▸ THE INPUT:
------------------------------
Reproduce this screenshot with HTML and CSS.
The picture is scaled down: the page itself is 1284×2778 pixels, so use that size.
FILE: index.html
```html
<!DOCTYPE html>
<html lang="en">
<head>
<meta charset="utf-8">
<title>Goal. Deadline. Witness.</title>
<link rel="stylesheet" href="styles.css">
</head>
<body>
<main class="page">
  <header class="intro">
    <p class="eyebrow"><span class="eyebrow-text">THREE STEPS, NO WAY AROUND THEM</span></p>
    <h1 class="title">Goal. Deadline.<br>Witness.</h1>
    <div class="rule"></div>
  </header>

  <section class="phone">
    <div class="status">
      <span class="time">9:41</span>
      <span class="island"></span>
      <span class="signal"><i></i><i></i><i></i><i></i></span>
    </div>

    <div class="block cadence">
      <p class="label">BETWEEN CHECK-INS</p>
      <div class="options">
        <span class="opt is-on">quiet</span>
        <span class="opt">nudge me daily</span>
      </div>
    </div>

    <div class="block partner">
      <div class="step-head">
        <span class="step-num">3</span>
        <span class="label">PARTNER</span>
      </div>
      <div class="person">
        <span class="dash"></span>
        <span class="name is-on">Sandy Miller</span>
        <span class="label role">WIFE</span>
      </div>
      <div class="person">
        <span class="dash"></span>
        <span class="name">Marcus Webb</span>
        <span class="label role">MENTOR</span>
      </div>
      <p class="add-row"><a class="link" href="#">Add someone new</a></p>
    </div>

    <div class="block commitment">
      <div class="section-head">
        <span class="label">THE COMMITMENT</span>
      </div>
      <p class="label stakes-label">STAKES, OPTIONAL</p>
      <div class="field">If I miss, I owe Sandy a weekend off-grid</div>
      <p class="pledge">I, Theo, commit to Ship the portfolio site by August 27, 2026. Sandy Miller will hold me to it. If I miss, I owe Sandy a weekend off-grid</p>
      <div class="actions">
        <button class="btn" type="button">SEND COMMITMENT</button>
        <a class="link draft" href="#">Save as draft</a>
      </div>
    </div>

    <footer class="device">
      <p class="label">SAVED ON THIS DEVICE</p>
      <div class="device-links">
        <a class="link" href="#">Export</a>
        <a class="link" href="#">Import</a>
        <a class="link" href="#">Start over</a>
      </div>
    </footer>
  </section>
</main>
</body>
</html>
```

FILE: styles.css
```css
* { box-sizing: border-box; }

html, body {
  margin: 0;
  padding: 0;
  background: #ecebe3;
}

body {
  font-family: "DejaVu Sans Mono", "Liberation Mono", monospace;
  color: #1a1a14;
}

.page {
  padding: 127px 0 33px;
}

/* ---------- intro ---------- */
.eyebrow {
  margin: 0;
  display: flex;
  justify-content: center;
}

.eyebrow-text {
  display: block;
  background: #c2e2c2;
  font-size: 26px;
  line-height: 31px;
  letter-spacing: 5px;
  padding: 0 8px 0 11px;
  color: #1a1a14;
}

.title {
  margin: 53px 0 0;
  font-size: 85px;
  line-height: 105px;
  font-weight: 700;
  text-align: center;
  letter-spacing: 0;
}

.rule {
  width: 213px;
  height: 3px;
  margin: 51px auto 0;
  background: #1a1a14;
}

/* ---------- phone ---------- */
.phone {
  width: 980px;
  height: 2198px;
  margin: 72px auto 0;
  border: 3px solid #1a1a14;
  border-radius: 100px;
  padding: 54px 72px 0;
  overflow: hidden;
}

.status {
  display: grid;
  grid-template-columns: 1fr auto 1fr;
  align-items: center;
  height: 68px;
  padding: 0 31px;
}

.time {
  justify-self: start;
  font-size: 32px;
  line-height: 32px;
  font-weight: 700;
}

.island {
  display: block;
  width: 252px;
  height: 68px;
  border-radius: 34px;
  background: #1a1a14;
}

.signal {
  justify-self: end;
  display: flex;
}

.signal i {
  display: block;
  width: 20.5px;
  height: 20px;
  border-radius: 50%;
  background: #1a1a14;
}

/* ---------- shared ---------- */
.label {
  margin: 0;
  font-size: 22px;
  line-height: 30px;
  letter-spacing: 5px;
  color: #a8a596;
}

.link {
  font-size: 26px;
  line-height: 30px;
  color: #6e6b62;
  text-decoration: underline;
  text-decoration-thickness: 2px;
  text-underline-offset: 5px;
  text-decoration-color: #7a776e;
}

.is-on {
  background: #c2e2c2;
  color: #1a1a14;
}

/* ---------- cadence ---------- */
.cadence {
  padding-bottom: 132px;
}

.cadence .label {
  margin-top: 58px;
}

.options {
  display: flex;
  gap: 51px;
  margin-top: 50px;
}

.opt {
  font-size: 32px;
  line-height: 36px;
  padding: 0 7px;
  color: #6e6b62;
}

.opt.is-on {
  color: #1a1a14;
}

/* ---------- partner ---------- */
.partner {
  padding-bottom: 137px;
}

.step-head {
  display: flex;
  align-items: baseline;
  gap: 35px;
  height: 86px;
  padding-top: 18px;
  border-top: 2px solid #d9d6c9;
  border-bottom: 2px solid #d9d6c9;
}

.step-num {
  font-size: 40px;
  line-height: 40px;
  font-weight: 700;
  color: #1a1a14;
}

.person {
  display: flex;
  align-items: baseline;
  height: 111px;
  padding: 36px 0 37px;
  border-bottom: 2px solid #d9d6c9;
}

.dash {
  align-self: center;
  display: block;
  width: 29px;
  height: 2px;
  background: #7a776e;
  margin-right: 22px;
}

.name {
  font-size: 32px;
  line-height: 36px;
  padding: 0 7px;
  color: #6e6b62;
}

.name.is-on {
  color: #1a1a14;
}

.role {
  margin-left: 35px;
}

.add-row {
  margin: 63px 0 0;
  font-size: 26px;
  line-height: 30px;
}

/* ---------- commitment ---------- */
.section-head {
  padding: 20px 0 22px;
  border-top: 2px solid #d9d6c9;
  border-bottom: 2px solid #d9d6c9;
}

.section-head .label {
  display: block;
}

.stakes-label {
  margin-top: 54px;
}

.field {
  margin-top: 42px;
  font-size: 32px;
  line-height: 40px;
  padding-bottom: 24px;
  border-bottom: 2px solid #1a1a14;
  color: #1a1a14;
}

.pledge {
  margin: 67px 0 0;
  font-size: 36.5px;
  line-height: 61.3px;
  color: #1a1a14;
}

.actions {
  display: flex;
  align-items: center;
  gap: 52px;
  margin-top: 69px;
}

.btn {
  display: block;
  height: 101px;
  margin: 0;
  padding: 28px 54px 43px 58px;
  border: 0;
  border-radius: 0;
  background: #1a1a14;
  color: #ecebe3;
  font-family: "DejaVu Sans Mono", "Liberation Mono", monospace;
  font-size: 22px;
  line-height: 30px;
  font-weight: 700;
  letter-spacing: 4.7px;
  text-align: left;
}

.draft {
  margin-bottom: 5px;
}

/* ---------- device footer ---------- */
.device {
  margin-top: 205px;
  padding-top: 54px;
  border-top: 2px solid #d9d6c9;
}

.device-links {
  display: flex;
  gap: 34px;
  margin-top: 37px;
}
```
------------------------------
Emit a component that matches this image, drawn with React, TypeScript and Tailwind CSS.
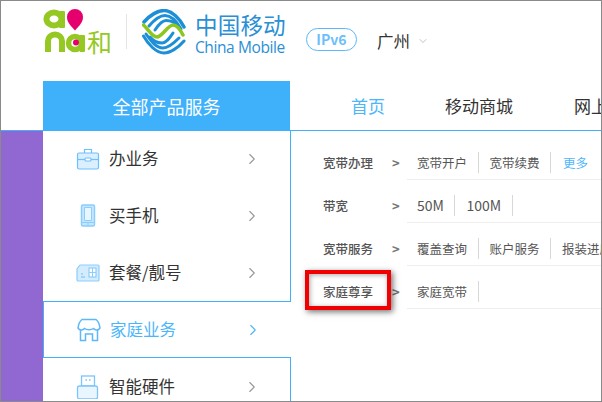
------------------------------
▸ GIVEN INSTRUCTION: Go through the listing above and work out how many lines contain the string "that". Reply with the number alone.

▸ REPLY TO THE TASK: 2